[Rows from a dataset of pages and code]
============================================================
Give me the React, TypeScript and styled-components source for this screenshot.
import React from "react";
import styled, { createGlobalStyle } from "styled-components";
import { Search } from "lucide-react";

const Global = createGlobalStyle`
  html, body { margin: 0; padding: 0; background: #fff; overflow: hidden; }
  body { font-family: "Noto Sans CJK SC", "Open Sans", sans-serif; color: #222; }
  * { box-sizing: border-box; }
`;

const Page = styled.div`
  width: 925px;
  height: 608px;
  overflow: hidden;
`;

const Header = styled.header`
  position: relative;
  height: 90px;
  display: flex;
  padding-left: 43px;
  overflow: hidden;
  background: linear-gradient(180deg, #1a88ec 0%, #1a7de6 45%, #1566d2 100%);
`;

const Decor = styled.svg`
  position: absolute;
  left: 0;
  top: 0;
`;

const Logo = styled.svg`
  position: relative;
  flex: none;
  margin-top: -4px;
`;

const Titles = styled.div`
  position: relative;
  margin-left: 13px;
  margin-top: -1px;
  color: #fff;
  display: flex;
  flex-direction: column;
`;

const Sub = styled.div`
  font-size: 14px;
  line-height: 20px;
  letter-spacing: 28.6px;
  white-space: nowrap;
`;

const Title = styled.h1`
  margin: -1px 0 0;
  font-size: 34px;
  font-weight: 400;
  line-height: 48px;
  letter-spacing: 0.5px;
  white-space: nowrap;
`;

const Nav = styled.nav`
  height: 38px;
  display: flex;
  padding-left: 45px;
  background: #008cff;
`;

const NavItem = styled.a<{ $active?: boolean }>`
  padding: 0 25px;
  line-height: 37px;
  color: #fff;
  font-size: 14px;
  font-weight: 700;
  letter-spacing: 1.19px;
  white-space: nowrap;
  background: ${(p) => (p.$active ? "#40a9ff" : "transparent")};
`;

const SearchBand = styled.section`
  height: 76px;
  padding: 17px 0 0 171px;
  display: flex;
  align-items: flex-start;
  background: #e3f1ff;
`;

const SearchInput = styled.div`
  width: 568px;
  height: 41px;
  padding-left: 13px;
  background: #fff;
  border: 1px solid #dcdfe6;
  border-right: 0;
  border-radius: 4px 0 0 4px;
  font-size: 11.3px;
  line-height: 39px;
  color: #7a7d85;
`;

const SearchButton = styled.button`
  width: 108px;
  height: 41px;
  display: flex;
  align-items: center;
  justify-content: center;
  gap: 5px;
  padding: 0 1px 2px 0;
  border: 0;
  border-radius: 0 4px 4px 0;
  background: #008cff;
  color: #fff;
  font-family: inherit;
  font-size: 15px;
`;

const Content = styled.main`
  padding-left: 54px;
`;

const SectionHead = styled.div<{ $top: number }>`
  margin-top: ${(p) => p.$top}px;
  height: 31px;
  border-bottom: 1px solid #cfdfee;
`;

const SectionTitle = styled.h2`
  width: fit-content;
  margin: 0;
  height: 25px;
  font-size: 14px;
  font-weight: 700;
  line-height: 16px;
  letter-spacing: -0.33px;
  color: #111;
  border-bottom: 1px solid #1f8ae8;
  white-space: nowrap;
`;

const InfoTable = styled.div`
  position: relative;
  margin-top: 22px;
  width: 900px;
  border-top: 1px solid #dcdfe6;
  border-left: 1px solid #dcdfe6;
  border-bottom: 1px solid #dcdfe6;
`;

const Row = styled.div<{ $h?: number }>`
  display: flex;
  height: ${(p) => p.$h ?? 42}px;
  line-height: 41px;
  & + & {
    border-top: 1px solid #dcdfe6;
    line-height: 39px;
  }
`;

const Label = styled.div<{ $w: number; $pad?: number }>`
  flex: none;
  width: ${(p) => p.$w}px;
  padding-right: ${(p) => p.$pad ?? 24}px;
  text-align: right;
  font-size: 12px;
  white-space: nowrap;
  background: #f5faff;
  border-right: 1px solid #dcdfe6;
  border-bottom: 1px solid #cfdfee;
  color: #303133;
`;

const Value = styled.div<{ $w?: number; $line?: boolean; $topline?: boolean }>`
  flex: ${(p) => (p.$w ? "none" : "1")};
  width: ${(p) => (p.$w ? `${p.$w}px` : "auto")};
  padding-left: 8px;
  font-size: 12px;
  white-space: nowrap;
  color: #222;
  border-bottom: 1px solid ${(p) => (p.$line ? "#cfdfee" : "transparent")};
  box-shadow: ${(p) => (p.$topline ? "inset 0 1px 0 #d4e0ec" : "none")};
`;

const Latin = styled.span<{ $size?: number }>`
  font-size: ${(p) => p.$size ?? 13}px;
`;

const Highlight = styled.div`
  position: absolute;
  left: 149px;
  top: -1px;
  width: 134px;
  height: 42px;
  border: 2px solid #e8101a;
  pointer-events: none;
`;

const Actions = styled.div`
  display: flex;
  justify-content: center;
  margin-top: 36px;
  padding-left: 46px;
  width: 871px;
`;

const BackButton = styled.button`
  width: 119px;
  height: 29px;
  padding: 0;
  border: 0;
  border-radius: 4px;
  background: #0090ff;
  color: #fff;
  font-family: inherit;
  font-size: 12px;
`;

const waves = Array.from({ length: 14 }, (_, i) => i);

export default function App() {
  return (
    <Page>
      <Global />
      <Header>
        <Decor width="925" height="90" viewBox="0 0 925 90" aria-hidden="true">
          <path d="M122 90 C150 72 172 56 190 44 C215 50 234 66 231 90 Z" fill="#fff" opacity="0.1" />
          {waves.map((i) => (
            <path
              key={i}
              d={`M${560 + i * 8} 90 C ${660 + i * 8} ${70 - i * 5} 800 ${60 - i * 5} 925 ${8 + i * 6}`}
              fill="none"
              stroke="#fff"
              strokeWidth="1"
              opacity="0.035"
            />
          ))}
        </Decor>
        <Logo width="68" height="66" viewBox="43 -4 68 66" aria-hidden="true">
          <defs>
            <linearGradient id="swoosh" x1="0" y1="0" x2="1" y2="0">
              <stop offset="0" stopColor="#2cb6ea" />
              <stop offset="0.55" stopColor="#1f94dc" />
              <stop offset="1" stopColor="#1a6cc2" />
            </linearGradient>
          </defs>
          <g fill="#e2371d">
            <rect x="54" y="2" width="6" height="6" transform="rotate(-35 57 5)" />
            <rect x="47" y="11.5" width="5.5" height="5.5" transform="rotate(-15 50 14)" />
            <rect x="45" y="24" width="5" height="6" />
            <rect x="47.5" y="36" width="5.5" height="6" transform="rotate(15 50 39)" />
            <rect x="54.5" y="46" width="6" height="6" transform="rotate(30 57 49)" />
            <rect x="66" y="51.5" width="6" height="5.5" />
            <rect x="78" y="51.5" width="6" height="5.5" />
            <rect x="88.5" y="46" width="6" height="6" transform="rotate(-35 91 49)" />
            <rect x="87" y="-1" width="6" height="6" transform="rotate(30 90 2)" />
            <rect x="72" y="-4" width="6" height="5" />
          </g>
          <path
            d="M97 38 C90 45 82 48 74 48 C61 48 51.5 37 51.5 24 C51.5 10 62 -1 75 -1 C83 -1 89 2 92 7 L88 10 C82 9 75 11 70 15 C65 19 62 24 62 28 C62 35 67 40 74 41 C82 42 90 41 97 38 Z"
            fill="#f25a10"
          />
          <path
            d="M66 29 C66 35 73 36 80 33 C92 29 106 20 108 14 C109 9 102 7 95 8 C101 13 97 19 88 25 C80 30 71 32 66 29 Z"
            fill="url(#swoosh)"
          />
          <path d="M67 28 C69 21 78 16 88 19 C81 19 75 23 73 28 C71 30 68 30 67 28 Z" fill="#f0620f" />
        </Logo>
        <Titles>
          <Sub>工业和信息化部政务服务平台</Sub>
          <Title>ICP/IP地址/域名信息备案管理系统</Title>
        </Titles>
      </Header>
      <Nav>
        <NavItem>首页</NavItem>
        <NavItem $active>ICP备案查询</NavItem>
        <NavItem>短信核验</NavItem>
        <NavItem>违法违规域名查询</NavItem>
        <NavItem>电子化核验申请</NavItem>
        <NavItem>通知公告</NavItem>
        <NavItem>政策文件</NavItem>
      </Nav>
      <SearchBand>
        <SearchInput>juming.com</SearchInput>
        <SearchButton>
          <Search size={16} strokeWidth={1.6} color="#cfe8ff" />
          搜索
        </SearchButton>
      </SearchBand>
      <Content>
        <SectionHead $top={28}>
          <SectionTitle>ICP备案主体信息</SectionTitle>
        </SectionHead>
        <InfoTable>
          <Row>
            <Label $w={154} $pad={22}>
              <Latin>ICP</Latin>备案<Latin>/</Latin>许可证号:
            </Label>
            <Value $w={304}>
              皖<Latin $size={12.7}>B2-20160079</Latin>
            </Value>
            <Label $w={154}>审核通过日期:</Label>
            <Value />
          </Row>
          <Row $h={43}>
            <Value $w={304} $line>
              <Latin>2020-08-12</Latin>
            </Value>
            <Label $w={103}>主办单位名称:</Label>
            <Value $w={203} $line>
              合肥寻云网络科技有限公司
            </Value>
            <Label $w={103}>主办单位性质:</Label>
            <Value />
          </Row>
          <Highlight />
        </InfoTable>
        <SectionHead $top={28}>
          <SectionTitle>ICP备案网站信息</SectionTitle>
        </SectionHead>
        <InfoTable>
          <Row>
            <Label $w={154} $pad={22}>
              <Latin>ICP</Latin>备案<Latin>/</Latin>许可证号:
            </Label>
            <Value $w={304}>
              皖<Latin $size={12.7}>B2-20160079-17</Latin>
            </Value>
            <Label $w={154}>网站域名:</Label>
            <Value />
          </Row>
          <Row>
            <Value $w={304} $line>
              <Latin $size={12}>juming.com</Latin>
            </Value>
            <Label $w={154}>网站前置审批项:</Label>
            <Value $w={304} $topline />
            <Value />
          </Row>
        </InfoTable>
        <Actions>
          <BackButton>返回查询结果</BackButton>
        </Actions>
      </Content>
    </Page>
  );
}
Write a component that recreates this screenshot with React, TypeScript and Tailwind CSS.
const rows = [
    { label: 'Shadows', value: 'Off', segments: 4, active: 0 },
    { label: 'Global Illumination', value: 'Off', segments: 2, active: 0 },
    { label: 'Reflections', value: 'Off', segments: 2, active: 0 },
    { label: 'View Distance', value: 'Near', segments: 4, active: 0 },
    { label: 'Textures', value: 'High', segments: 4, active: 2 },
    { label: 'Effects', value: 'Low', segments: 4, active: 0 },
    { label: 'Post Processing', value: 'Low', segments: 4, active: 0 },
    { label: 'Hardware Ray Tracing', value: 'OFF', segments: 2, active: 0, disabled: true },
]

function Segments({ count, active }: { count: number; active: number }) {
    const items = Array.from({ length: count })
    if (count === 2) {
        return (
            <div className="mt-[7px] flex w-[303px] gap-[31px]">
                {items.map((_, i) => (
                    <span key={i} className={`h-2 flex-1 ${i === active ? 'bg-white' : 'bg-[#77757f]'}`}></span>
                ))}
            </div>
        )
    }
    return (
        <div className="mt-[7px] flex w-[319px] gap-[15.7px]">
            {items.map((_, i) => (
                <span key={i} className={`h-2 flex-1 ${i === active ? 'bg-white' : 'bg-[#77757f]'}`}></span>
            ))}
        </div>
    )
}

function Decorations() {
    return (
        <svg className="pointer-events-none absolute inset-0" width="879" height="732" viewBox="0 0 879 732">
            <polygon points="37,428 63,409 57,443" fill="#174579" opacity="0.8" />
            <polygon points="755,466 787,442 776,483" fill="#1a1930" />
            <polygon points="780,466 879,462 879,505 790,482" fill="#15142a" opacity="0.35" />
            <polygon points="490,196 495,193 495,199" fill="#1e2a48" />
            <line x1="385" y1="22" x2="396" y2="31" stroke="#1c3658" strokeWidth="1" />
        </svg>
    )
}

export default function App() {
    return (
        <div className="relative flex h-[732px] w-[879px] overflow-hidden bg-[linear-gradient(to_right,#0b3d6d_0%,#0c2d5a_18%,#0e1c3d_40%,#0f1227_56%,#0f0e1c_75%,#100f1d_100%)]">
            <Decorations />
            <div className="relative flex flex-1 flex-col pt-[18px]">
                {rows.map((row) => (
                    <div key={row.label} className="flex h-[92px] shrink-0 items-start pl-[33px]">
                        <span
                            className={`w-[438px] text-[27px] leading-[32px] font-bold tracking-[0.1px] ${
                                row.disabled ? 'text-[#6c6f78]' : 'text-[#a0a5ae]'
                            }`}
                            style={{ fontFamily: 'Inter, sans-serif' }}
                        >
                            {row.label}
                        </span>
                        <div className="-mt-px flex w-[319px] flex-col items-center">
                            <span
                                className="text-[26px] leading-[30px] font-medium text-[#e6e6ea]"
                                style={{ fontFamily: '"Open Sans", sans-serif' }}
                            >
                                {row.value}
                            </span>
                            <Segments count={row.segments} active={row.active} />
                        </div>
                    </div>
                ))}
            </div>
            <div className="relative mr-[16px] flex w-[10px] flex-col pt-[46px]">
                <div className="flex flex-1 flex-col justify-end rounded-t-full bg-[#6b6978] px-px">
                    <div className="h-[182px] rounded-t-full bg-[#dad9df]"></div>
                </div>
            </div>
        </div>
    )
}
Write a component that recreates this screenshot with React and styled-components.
============================================================
* **Task statement**
Using the records above, copy every line that has the word "this" in it.

* **Right answer**
Give me the React, TypeScript and styled-components source for this screenshot.
Write a component that recreates this screenshot with React, TypeScript and Tailwind CSS.
Write a component that recreates this screenshot with React and styled-components.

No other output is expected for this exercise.